## To be done
Return the material word for word. Do not include pictures.

## Collected material
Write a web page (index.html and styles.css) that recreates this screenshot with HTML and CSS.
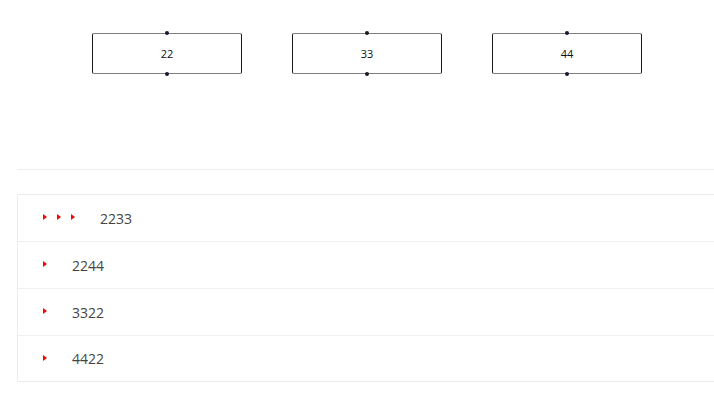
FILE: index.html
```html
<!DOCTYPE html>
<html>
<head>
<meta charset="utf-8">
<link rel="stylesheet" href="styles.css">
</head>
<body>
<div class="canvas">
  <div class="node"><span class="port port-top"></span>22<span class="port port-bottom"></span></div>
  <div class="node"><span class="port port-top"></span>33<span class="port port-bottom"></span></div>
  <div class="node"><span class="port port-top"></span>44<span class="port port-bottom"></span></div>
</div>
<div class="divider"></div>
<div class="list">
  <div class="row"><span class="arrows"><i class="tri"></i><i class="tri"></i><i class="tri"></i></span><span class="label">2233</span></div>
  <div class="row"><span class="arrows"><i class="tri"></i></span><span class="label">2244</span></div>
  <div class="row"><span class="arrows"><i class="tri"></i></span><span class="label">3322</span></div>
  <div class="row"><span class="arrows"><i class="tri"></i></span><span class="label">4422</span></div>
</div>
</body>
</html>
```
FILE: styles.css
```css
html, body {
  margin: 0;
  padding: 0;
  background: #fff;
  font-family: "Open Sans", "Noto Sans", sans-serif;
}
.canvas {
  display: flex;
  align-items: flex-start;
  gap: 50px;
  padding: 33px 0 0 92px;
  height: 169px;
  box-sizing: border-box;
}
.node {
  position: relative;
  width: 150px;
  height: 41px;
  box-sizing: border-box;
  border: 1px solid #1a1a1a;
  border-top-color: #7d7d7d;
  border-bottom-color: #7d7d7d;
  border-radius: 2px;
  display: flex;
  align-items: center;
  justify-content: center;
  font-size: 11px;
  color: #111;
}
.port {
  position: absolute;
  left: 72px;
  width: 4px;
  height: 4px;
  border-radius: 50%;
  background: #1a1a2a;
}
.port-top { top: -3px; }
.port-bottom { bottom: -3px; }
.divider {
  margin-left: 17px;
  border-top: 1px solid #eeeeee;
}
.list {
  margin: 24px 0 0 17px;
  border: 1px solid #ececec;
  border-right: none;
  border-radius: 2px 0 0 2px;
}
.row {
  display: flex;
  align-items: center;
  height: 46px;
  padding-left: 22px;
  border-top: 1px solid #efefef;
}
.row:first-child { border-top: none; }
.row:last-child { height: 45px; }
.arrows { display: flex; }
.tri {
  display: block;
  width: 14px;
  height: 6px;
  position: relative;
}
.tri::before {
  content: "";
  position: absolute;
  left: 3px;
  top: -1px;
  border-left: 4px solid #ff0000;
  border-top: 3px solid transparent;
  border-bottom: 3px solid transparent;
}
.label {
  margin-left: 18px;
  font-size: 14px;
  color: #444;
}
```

## Correct result
Write a web page (index.html and styles.css) that recreates this screenshot with HTML and CSS.
FILE: index.html
```html
<!DOCTYPE html>
<html>
<head>
<meta charset="utf-8">
<link rel="stylesheet" href="styles.css">
</head>
<body>
<div class="canvas">
  <div class="node"><span class="port port-top"></span>22<span class="port port-bottom"></span></div>
  <div class="node"><span class="port port-top"></span>33<span class="port port-bottom"></span></div>
  <div class="node"><span class="port port-top"></span>44<span class="port port-bottom"></span></div>
</div>
<div class="divider"></div>
<div class="list">
  <div class="row"><span class="arrows"><i class="tri"></i><i class="tri"></i><i class="tri"></i></span><span class="label">2233</span></div>
  <div class="row"><span class="arrows"><i class="tri"></i></span><span class="label">2244</span></div>
  <div class="row"><span class="arrows"><i class="tri"></i></span><span class="label">3322</span></div>
  <div class="row"><span class="arrows"><i class="tri"></i></span><span class="label">4422</span></div>
</div>
</body>
</html>
```
FILE: styles.css
```css
html, body {
  margin: 0;
  padding: 0;
  background: #fff;
  font-family: "Open Sans", "Noto Sans", sans-serif;
}
.canvas {
  display: flex;
  align-items: flex-start;
  gap: 50px;
  padding: 33px 0 0 92px;
  height: 169px;
  box-sizing: border-box;
}
.node {
  position: relative;
  width: 150px;
  height: 41px;
  box-sizing: border-box;
  border: 1px solid #1a1a1a;
  border-top-color: #7d7d7d;
  border-bottom-color: #7d7d7d;
  border-radius: 2px;
  display: flex;
  align-items: center;
  justify-content: center;
  font-size: 11px;
  color: #111;
}
.port {
  position: absolute;
  left: 72px;
  width: 4px;
  height: 4px;
  border-radius: 50%;
  background: #1a1a2a;
}
.port-top { top: -3px; }
.port-bottom { bottom: -3px; }
.divider {
  margin-left: 17px;
  border-top: 1px solid #eeeeee;
}
.list {
  margin: 24px 0 0 17px;
  border: 1px solid #ececec;
  border-right: none;
  border-radius: 2px 0 0 2px;
}
.row {
  display: flex;
  align-items: center;
  height: 46px;
  padding-left: 22px;
  border-top: 1px solid #efefef;
}
.row:first-child { border-top: none; }
.row:last-child { height: 45px; }
.arrows { display: flex; }
.tri {
  display: block;
  width: 14px;
  height: 6px;
  position: relative;
}
.tri::before {
  content: "";
  position: absolute;
  left: 3px;
  top: -1px;
  border-left: 4px solid #ff0000;
  border-top: 3px solid transparent;
  border-bottom: 3px solid transparent;
}
.label {
  margin-left: 18px;
  font-size: 14px;
  color: #444;
}
```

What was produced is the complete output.